Der Verwaltungsausschuss als oberster Dienstherr des Ersten Stadtrats habe die Möglichkeit, die Unterlagen zu sichten - ohne auf darauf zu warten, dass die Verwaltung dem entsprechenden Antrag stattgibt: Er kann sich per einfacher Mehrheit zum Herren des Verfahrens machen.

"Der Verwaltungsausschuss als Führungsgremium der Stadt muss das Verfahren an sich ziehen, damit es eine gerechte Entscheidung gibt", sagt Matthiesen. "Der Oberbürgermeister ist selbst viel zu sehr einbezogen, als dass er eine Entscheidung treffen dürfte."

Dabei argumentiert der Anwalt und Politiker mit möglichen weit reichenden Folgen eines Disziplinarmaßnahme gegen die städtischen Beamten: "Sie wäre eine Missachtung der Motivation und Leistung sämtlicher Mitarbeiter. Das Disziplinarverfahren ist absolut unberechtigt, die Betroffenen fühlen sich verletzt, sie haben ihre Aufgaben und Dienstpflichten in vollem Umfang erfüllt. Es darf davon nichts, nicht einmal ein Kratzer am Ansehen der Personen übrig bleiben." Klar macht Matthiesen schon jetzt, dass er im Falle einer disziplinarischen Maßnahme als Konsequenz aus dem Verfahren bis vor das Oberverwaltungsgericht ziehen werde: "Das geht bis zur letzten Patrone."

Der Verwaltungsausschuss müsse jetzt Verantwortung übernehmen, so Matthiesen, "um Schaden von der Stadt abzuwenden". Es gehe um "das Wohl der Stadt, um Grundsatzfragen". Die Grundsätze des rechtsstaatlichen Verfahrens seien in Gefahr. Zuvor von den Fraktionschefs von SPD und CDU geäußerten Bedenken wegen zu geringer juristischer Kenntnisse der Politiker hält der Anwalt entgegen: Es gehe lediglich um eine Entscheidung des gesunden Menschenverstands und der Moral. "Sie formal umzusetzen, ist wie bei allen Entscheidungen des Verwaltungsausschusses Aufgabe und Pflicht von Oberbürgermeister und Verwaltung."

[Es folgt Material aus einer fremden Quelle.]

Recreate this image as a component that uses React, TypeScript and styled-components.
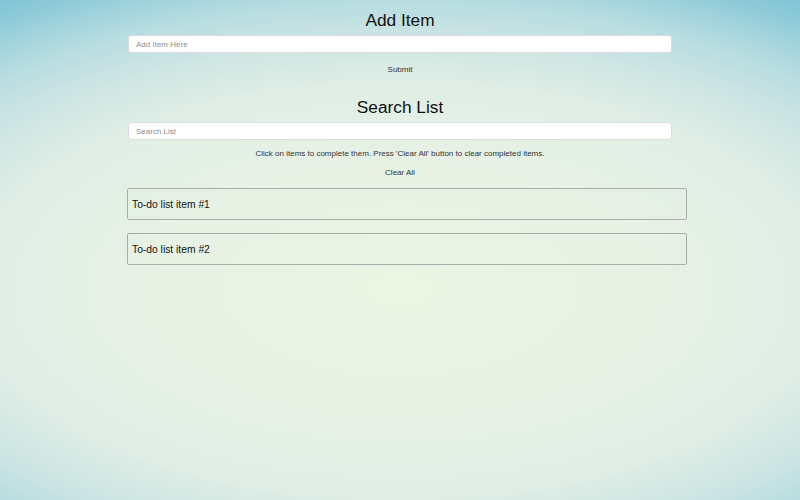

Wie berichtet, hatten die Fraktionen der Grünen und der Linken bereits Einsicht in die Disziplinarakte beantragt. Dazu sagte Stadtsprecherin Suzanne Moenck gestern der Lüneburger Rundschau: "Der Rat ist zwar oberste Dienstbehörde, aber nicht Disziplinarbehörde. Ratsmitglieder haben daher nicht das Recht, die Disziplinarakte einzusehen. Stellungnahmen sind Bestandteil der Disziplinarakte, nicht der Sachakte." Grundlage seien Niedersächsische Gemeindeordnung und Disziplinarrecht, das Innenministerium habe das bestätigt.